> [GIVEN REQUEST]: Pictures within the data are to be left out; everything else must be reproduced exactly.

## start SUPPLIED MATERIAL

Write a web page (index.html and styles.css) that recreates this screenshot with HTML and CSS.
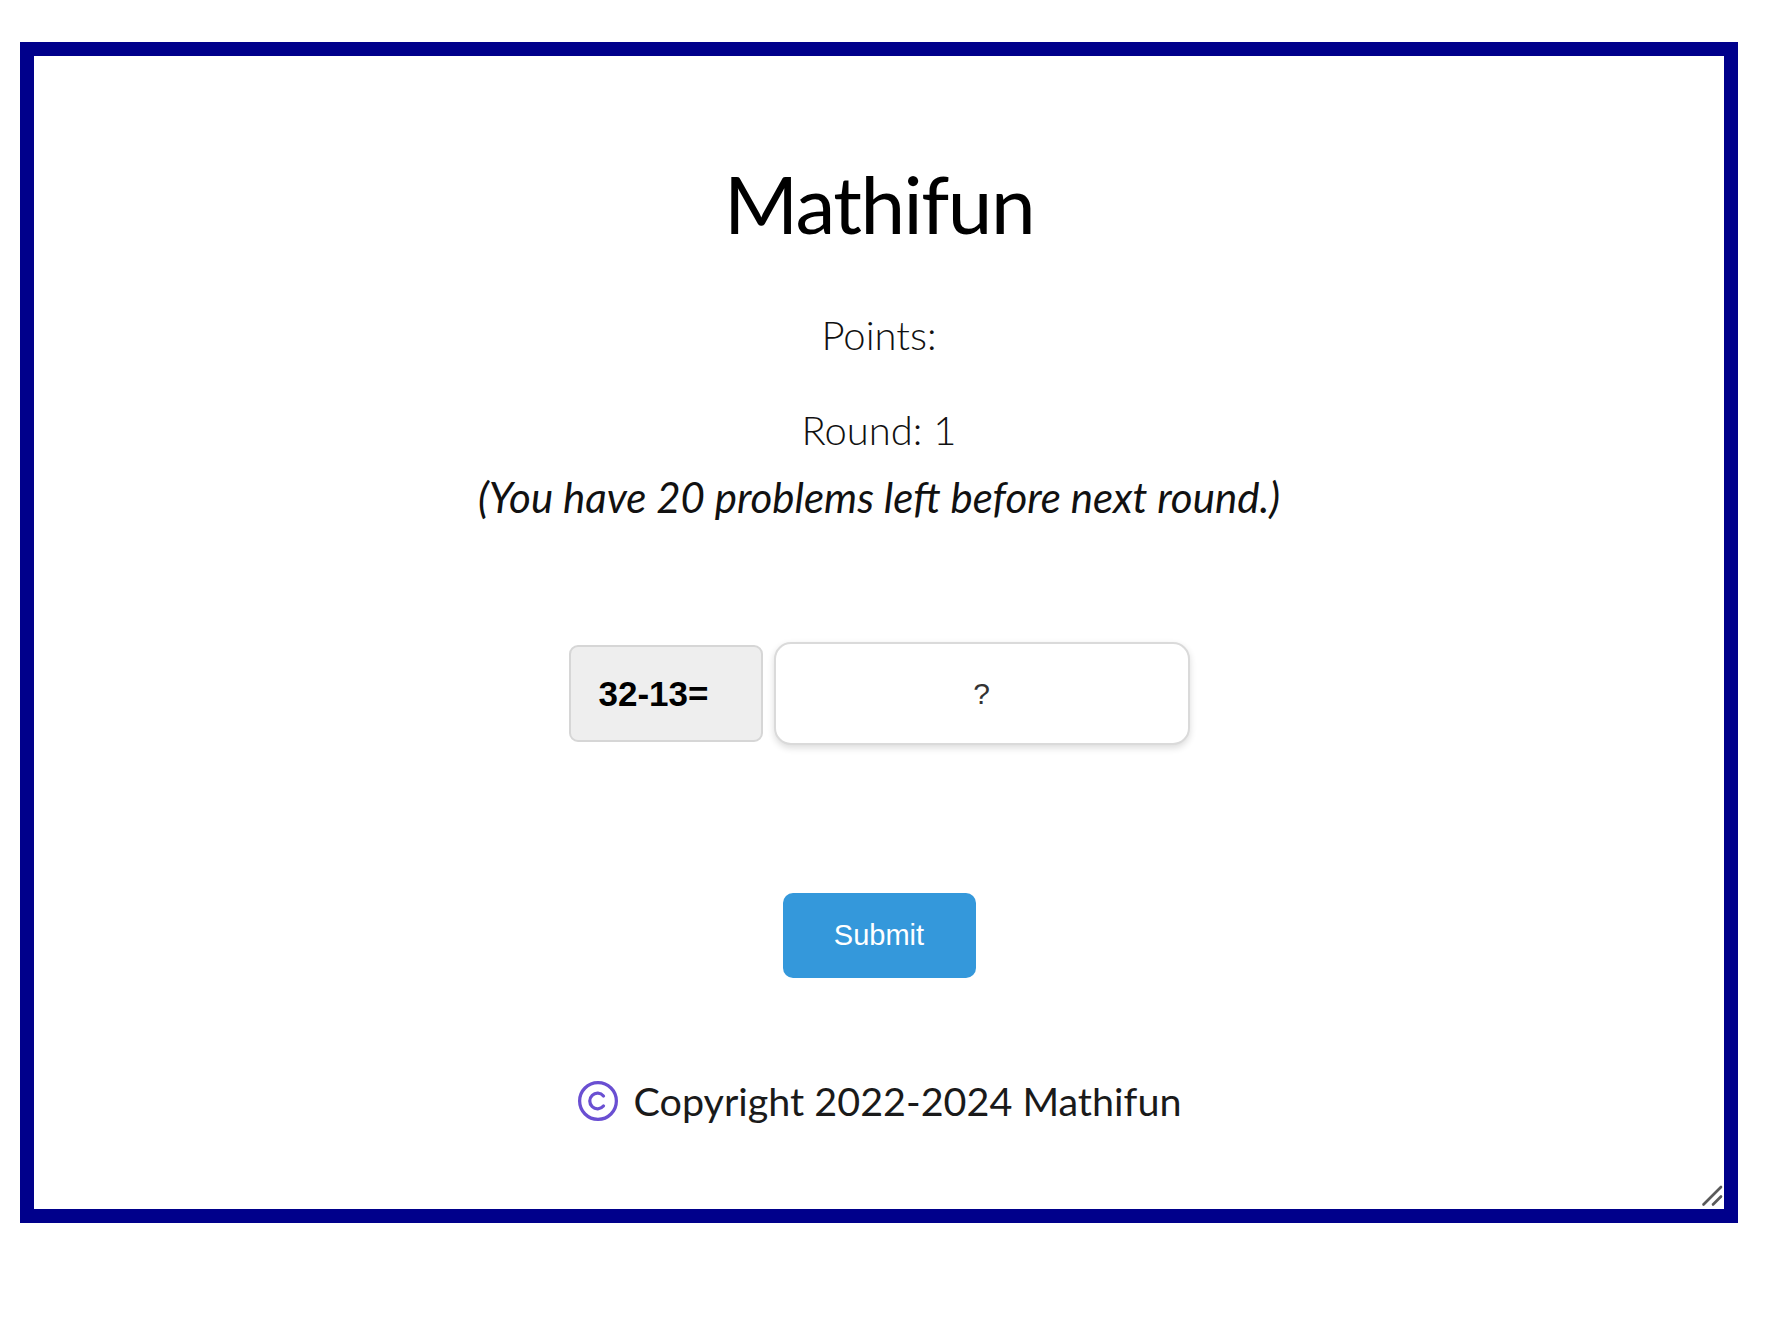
FILE: index.html
```html
<!DOCTYPE html>
<html lang="en">
<head>
<meta charset="utf-8">
<title>Mathifun</title>
<link rel="stylesheet" href="styles.css">
</head>
<body>
<div class="frame">
  <h1 class="title">Mathifun</h1>
  <p class="points">Points:</p>
  <p class="round">Round: 1</p>
  <p class="left">(You have 20 problems left before next round.)</p>
  <div class="problem">
    <div class="equation">32-13=</div>
    <input class="answer" type="text" placeholder="?">
  </div>
  <button class="submit" type="button">Submit</button>
  <footer class="copyright">
    <svg class="copy-icon" width="42" height="42" viewBox="0 0 40 40" aria-hidden="true">
      <circle cx="20" cy="20" r="17.5" fill="none" stroke="#6a4fd2" stroke-width="3.1"/>
      <path d="M25.2 15.2 A7.4 7.4 0 1 0 25.2 24.8" fill="none" stroke="#6a4fd2" stroke-width="3.1" stroke-linecap="round"/>
    </svg>
    <span>Copyright 2022-2024 Mathifun</span>
  </footer>
  <svg class="grip" width="22" height="22" viewBox="0 0 22 22" aria-hidden="true">
    <path d="M2.5 19.5 L20 2" fill="none" stroke="#5a5a5a" stroke-width="2.6" stroke-linecap="round"/>
    <path d="M12 19.5 L20 11.5" fill="none" stroke="#5a5a5a" stroke-width="2.6" stroke-linecap="round"/>
  </svg>
</div>
</body>
</html>
```

FILE: styles.css
```css
html, body {
  margin: 0;
  padding: 0;
  background: #ffffff;
}

.frame {
  position: relative;
  box-sizing: content-box;
  margin: 42px 0 0 20px;
  width: 1690px;
  height: 1153px;
  border: 14px solid #00008b;
  display: flex;
  flex-direction: column;
  align-items: center;
  font-family: Lato, "Open Sans", sans-serif;
  color: #111111;
}

.title {
  margin: 99px 0 0;
  font-size: 80px;
  line-height: 1.2;
  font-weight: 400;
  letter-spacing: -1.5px;
  color: #000000;
}

.points,
.round,
.left {
  margin: 0;
  font-size: 40px;
  line-height: 1.2;
  font-weight: 300;
}

.points {
  margin-top: 60px;
}

.round {
  margin-top: 47px;
}

.left {
  margin-top: 18px;
  font-size: 42px;
  font-style: italic;
  font-weight: 400;
}

.problem {
  margin-top: 120px;
  display: flex;
  align-items: center;
  gap: 11px;
}

.equation {
  box-sizing: border-box;
  width: 194px;
  height: 97px;
  padding-left: 28px;
  display: flex;
  align-items: center;
  background: #eeeeee;
  border: 2px solid #d6d6d6;
  border-radius: 9px;
  font-family: "Liberation Sans", Arial, sans-serif;
  font-weight: 700;
  font-size: 35px;
  color: #000000;
}

.answer {
  box-sizing: border-box;
  width: 416px;
  height: 103px;
  border: 2px solid #dadada;
  border-radius: 17px;
  box-shadow: 0 3px 7px rgba(0, 0, 0, 0.14);
  background: #ffffff;
  text-align: center;
  font-family: "Liberation Sans", Arial, sans-serif;
  font-size: 30px;
  color: #222222;
  outline: none;
}

.answer::placeholder {
  color: #333333;
}

.submit {
  margin-top: 148px;
  width: 193px;
  height: 85px;
  border: none;
  border-radius: 10px;
  background: #3498db;
  color: #ffffff;
  font-family: "Liberation Sans", Arial, sans-serif;
  font-size: 29px;
  cursor: pointer;
}

.copyright {
  margin-top: 99px;
  display: flex;
  align-items: center;
  gap: 15px;
  font-size: 39.5px;
  line-height: 1.2;
  font-weight: 400;
  color: #1a1a1a;
}

.copy-icon {
  display: block;
  flex: none;
}

.grip {
  position: absolute;
  right: 1px;
  bottom: 2px;
  display: block;
}
```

## end SUPPLIED MATERIAL

> [EXPECTED ANSWER]:
Write a web page (index.html and styles.css) that recreates this screenshot with HTML and CSS.
FILE: index.html
```html
<!DOCTYPE html>
<html lang="en">
<head>
<meta charset="utf-8">
<title>Mathifun</title>
<link rel="stylesheet" href="styles.css">
</head>
<body>
<div class="frame">
  <h1 class="title">Mathifun</h1>
  <p class="points">Points:</p>
  <p class="round">Round: 1</p>
  <p class="left">(You have 20 problems left before next round.)</p>
  <div class="problem">
    <div class="equation">32-13=</div>
    <input class="answer" type="text" placeholder="?">
  </div>
  <button class="submit" type="button">Submit</button>
  <footer class="copyright">
    <svg class="copy-icon" width="42" height="42" viewBox="0 0 40 40" aria-hidden="true">
      <circle cx="20" cy="20" r="17.5" fill="none" stroke="#6a4fd2" stroke-width="3.1"/>
      <path d="M25.2 15.2 A7.4 7.4 0 1 0 25.2 24.8" fill="none" stroke="#6a4fd2" stroke-width="3.1" stroke-linecap="round"/>
    </svg>
    <span>Copyright 2022-2024 Mathifun</span>
  </footer>
  <svg class="grip" width="22" height="22" viewBox="0 0 22 22" aria-hidden="true">
    <path d="M2.5 19.5 L20 2" fill="none" stroke="#5a5a5a" stroke-width="2.6" stroke-linecap="round"/>
    <path d="M12 19.5 L20 11.5" fill="none" stroke="#5a5a5a" stroke-width="2.6" stroke-linecap="round"/>
  </svg>
</div>
</body>
</html>
```

FILE: styles.css
```css
html, body {
  margin: 0;
  padding: 0;
  background: #ffffff;
}

.frame {
  position: relative;
  box-sizing: content-box;
  margin: 42px 0 0 20px;
  width: 1690px;
  height: 1153px;
  border: 14px solid #00008b;
  display: flex;
  flex-direction: column;
  align-items: center;
  font-family: Lato, "Open Sans", sans-serif;
  color: #111111;
}

.title {
  margin: 99px 0 0;
  font-size: 80px;
  line-height: 1.2;
  font-weight: 400;
  letter-spacing: -1.5px;
  color: #000000;
}

.points,
.round,
.left {
  margin: 0;
  font-size: 40px;
  line-height: 1.2;
  font-weight: 300;
}

.points {
  margin-top: 60px;
}

.round {
  margin-top: 47px;
}

.left {
  margin-top: 18px;
  font-size: 42px;
  font-style: italic;
  font-weight: 400;
}

.problem {
  margin-top: 120px;
  display: flex;
  align-items: center;
  gap: 11px;
}

.equation {
  box-sizing: border-box;
  width: 194px;
  height: 97px;
  padding-left: 28px;
  display: flex;
  align-items: center;
  background: #eeeeee;
  border: 2px solid #d6d6d6;
  border-radius: 9px;
  font-family: "Liberation Sans", Arial, sans-serif;
  font-weight: 700;
  font-size: 35px;
  color: #000000;
}

.answer {
  box-sizing: border-box;
  width: 416px;
  height: 103px;
  border: 2px solid #dadada;
  border-radius: 17px;
  box-shadow: 0 3px 7px rgba(0, 0, 0, 0.14);
  background: #ffffff;
  text-align: center;
  font-family: "Liberation Sans", Arial, sans-serif;
  font-size: 30px;
  color: #222222;
  outline: none;
}

.answer::placeholder {
  color: #333333;
}

.submit {
  margin-top: 148px;
  width: 193px;
  height: 85px;
  border: none;
  border-radius: 10px;
  background: #3498db;
  color: #ffffff;
  font-family: "Liberation Sans", Arial, sans-serif;
  font-size: 29px;
  cursor: pointer;
}

.copyright {
  margin-top: 99px;
  display: flex;
  align-items: center;
  gap: 15px;
  font-size: 39.5px;
  line-height: 1.2;
  font-weight: 400;
  color: #1a1a1a;
}

.copy-icon {
  display: block;
  flex: none;
}

.grip {
  position: absolute;
  right: 1px;
  bottom: 2px;
  display: block;
}
```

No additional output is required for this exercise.